» Exercise prompt
Look below. Copy each line that has "React" in it.

» Given information

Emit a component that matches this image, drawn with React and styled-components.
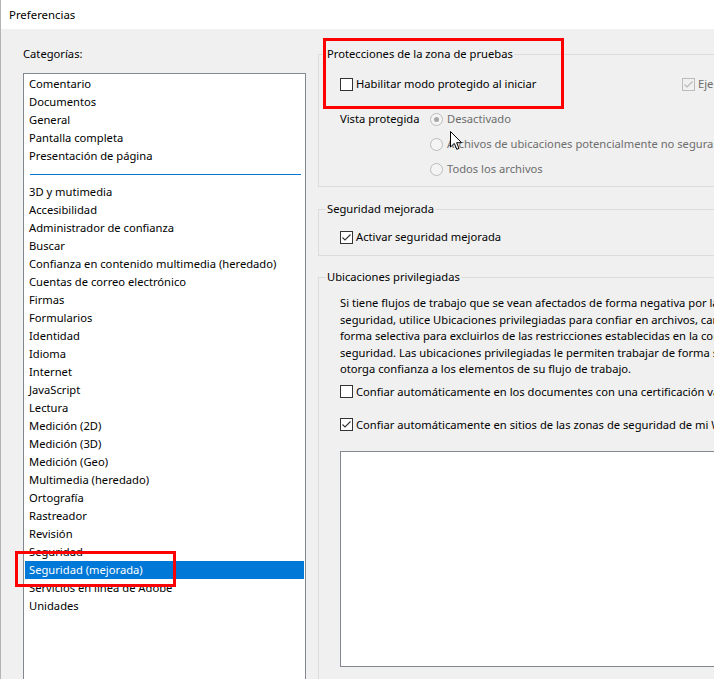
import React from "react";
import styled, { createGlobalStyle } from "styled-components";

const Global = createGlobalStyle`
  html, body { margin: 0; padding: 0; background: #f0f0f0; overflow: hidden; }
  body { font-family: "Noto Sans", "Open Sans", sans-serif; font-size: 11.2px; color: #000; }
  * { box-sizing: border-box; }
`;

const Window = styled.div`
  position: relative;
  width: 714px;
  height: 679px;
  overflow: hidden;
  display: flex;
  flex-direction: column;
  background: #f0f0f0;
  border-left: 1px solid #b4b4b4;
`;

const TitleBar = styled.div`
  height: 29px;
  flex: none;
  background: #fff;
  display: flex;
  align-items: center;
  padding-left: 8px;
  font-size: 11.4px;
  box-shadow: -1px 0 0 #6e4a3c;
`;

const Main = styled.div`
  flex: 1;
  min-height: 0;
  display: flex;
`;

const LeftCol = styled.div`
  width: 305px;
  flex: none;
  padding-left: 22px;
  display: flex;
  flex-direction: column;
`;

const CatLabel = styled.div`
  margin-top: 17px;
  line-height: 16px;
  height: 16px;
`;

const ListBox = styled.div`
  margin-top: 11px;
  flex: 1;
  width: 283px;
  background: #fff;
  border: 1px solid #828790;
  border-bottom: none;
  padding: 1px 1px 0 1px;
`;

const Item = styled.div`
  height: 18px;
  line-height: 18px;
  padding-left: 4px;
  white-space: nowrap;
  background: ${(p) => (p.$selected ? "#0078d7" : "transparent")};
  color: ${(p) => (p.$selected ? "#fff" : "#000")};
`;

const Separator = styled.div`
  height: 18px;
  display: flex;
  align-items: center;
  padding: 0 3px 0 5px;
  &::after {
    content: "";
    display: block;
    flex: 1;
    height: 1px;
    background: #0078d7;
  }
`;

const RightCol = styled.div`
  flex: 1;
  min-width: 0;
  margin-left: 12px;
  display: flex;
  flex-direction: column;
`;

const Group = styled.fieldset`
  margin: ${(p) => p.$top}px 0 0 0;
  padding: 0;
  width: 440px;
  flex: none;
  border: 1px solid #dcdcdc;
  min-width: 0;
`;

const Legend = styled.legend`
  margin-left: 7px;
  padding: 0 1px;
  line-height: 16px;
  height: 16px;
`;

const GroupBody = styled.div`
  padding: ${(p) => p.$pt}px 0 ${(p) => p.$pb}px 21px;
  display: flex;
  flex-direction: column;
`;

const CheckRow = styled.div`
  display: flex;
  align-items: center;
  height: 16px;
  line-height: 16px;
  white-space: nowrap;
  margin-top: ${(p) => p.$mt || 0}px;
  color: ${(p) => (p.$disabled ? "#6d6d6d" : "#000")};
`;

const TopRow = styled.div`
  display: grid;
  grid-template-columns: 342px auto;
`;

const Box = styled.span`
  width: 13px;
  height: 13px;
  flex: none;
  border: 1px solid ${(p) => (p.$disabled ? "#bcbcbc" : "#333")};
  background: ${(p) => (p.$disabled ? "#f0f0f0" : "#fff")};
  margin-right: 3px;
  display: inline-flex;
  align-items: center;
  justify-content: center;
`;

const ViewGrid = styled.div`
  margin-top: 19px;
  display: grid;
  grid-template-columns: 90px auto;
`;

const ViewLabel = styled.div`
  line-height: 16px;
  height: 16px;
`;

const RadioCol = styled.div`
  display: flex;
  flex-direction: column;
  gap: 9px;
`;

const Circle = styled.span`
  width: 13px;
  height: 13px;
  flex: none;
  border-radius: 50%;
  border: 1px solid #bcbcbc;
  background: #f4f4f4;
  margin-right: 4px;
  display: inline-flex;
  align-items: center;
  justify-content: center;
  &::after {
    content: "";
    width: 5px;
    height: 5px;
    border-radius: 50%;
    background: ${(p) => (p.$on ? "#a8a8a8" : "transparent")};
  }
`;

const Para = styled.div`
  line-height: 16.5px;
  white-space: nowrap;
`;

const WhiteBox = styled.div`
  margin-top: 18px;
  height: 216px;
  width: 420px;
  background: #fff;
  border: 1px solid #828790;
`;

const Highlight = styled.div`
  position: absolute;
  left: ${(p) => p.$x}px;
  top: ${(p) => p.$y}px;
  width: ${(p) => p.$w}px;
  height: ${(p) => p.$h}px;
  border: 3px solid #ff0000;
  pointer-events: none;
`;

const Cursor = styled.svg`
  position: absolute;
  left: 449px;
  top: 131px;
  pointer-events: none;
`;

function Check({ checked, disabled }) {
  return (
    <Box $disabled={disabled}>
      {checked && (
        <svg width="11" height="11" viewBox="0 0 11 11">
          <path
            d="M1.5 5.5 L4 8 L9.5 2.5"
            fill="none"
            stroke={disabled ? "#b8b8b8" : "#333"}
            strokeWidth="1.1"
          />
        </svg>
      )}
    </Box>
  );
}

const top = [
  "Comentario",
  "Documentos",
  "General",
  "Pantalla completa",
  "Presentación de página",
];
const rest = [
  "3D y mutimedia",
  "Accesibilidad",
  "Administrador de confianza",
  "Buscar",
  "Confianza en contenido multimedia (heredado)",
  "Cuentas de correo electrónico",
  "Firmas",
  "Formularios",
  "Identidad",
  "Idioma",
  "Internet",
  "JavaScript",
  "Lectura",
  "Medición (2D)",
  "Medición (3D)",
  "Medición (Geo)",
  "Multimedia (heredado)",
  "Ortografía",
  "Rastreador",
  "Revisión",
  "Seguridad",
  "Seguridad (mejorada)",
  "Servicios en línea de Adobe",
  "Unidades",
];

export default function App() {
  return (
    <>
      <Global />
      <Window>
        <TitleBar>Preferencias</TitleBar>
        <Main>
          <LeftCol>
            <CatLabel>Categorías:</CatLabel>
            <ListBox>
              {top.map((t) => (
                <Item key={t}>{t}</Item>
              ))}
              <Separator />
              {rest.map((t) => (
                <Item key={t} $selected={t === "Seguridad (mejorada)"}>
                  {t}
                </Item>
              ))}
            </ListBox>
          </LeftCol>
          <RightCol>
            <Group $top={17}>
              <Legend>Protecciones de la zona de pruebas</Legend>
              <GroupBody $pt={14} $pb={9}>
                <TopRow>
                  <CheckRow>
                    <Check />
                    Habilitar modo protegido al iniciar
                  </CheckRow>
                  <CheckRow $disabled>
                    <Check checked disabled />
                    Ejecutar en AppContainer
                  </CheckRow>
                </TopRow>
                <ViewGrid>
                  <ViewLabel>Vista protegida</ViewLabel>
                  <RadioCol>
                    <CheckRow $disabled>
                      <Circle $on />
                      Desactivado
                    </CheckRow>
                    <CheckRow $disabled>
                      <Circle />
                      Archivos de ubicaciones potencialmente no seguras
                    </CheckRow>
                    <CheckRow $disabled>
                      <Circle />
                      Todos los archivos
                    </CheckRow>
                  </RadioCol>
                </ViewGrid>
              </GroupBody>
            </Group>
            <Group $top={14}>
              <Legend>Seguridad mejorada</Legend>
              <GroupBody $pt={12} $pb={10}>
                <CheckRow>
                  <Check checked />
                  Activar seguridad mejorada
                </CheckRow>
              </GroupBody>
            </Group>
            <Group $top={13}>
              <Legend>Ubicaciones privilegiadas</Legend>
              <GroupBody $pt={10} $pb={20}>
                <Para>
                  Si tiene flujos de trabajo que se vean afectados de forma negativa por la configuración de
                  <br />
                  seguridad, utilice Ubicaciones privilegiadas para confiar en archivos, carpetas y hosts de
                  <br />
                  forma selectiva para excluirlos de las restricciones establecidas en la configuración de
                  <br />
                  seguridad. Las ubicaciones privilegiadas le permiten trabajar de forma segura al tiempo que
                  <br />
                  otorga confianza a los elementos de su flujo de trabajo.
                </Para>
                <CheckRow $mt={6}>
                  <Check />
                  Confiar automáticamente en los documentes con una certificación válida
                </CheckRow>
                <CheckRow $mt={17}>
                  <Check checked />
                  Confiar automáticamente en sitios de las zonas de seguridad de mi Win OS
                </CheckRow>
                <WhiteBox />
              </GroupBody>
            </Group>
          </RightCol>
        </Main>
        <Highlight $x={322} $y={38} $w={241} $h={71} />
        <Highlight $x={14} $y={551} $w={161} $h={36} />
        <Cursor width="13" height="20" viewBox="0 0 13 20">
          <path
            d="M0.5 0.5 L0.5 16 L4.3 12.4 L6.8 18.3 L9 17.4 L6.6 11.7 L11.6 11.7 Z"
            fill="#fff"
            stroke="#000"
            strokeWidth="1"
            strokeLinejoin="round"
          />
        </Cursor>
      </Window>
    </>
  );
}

» Complete response
Emit a component that matches this image, drawn with React and styled-components.
import React from "react";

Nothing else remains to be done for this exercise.